WRITTEN INSTRUCTION
Leave out the pictures, and write out exactly the lines from the beginning of the material to the line holding "29, 30, 30];", that line included, and nothing else.

GIVEN DATA
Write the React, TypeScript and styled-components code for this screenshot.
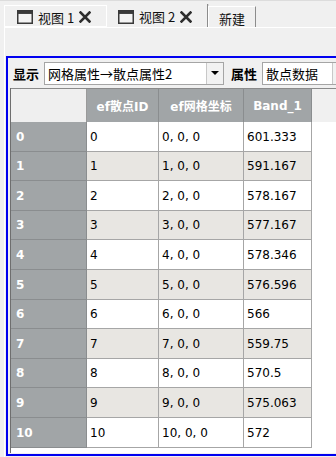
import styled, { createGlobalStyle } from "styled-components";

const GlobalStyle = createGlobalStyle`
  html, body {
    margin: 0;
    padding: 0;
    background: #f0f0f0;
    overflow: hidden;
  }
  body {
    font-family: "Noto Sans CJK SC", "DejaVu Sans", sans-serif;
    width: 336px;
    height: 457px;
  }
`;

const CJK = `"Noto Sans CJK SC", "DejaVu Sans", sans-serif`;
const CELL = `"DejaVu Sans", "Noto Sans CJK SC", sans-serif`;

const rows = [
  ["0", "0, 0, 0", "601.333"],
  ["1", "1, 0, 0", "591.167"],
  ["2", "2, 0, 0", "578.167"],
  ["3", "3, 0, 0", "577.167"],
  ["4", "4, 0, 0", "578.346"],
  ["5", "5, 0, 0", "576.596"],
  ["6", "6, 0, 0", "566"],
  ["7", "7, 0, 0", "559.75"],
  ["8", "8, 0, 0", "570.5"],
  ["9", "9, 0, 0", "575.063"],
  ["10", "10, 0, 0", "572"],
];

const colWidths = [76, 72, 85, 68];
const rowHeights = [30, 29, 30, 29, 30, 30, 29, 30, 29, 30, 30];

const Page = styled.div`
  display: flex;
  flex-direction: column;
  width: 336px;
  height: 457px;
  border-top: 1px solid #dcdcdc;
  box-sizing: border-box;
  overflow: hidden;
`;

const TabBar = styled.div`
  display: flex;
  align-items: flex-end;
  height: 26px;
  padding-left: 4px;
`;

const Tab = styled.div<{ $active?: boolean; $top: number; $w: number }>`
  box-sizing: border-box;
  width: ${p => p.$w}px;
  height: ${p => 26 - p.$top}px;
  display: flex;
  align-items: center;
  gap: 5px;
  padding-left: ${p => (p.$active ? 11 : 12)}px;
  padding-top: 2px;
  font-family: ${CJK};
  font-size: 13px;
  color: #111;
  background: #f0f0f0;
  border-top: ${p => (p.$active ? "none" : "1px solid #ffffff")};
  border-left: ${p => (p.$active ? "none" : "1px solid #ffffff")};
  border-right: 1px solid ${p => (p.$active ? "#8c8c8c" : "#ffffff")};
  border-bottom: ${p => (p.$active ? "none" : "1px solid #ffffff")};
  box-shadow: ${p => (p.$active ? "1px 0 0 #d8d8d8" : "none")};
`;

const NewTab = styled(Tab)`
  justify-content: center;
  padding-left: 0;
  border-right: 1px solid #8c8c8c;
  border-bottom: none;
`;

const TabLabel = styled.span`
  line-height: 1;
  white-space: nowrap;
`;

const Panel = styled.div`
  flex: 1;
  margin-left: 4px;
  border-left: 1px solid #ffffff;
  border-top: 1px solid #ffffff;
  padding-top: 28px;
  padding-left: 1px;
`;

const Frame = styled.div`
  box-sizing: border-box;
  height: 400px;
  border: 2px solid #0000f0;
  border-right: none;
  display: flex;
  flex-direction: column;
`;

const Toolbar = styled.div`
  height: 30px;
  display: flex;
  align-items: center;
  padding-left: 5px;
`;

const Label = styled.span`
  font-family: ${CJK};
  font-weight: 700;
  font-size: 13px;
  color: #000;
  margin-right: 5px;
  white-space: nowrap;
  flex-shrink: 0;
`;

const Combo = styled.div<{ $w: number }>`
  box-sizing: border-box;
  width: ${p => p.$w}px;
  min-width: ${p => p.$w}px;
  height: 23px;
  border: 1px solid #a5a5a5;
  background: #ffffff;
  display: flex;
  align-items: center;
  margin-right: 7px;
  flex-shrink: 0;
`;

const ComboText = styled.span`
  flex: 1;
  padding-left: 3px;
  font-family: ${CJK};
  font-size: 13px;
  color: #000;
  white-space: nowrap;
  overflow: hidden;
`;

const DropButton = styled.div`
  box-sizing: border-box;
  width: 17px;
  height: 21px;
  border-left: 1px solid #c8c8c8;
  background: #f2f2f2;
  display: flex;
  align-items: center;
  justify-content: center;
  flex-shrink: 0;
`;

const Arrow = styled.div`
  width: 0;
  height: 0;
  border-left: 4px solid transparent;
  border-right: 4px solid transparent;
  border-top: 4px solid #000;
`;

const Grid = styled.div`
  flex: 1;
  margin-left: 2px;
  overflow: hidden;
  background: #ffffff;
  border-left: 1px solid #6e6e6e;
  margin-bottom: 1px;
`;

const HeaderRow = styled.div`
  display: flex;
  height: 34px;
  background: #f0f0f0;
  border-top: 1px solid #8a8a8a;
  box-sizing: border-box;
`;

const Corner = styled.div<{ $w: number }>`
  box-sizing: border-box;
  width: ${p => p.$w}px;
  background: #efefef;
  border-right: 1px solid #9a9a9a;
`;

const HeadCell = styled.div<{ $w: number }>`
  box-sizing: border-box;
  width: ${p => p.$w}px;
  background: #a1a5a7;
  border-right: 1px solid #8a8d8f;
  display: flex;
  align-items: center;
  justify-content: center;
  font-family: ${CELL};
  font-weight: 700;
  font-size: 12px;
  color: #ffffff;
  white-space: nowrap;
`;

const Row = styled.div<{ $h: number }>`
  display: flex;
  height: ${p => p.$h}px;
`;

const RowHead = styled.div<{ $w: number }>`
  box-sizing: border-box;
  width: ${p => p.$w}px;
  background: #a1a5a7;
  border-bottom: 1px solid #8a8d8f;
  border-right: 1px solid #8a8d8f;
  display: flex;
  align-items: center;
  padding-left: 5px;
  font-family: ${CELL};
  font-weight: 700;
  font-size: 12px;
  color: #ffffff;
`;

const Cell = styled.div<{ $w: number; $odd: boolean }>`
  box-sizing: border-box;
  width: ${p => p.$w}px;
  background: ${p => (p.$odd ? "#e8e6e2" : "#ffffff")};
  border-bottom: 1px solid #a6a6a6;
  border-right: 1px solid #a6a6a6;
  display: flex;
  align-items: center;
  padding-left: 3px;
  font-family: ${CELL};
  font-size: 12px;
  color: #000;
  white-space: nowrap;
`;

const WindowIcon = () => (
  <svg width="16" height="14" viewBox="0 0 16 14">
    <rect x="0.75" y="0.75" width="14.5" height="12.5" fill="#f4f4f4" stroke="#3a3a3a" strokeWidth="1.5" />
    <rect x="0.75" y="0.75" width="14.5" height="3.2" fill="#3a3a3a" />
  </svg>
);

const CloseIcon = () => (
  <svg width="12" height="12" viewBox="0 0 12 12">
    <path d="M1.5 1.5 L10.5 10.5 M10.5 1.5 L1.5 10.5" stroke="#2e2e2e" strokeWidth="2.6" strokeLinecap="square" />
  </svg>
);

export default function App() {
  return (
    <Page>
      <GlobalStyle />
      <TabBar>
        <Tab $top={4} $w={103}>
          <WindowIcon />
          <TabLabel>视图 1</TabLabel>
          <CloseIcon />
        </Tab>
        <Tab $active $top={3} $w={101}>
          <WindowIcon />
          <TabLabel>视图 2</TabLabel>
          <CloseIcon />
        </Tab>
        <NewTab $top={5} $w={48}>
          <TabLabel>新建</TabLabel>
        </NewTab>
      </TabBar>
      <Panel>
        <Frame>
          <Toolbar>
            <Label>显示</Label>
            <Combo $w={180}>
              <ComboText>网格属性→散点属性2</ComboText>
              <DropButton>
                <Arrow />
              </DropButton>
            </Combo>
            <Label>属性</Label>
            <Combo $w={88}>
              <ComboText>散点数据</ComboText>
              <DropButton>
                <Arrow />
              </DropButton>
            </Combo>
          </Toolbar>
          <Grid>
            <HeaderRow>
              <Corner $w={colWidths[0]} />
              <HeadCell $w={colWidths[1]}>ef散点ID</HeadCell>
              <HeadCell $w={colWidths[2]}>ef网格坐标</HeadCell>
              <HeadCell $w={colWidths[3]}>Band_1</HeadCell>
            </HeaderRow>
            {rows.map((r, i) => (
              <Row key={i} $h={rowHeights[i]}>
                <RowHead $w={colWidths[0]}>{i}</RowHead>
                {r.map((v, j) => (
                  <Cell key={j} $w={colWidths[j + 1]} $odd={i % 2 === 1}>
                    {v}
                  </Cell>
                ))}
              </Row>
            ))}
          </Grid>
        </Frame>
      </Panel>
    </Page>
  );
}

EXERCISE ANSWER
Write the React, TypeScript and styled-components code for this screenshot.
import styled, { createGlobalStyle } from "styled-components";

const GlobalStyle = createGlobalStyle`
  html, body {
    margin: 0;
    padding: 0;
    background: #f0f0f0;
    overflow: hidden;
  }
  body {
    font-family: "Noto Sans CJK SC", "DejaVu Sans", sans-serif;
    width: 336px;
    height: 457px;
  }
`;

const CJK = `"Noto Sans CJK SC", "DejaVu Sans", sans-serif`;
const CELL = `"DejaVu Sans", "Noto Sans CJK SC", sans-serif`;

const rows = [
  ["0", "0, 0, 0", "601.333"],
  ["1", "1, 0, 0", "591.167"],
  ["2", "2, 0, 0", "578.167"],
  ["3", "3, 0, 0", "577.167"],
  ["4", "4, 0, 0", "578.346"],
  ["5", "5, 0, 0", "576.596"],
  ["6", "6, 0, 0", "566"],
  ["7", "7, 0, 0", "559.75"],
  ["8", "8, 0, 0", "570.5"],
  ["9", "9, 0, 0", "575.063"],
  ["10", "10, 0, 0", "572"],
];

const colWidths = [76, 72, 85, 68];
const rowHeights = [30, 29, 30, 29, 30, 30, 29, 30, 29, 30, 30];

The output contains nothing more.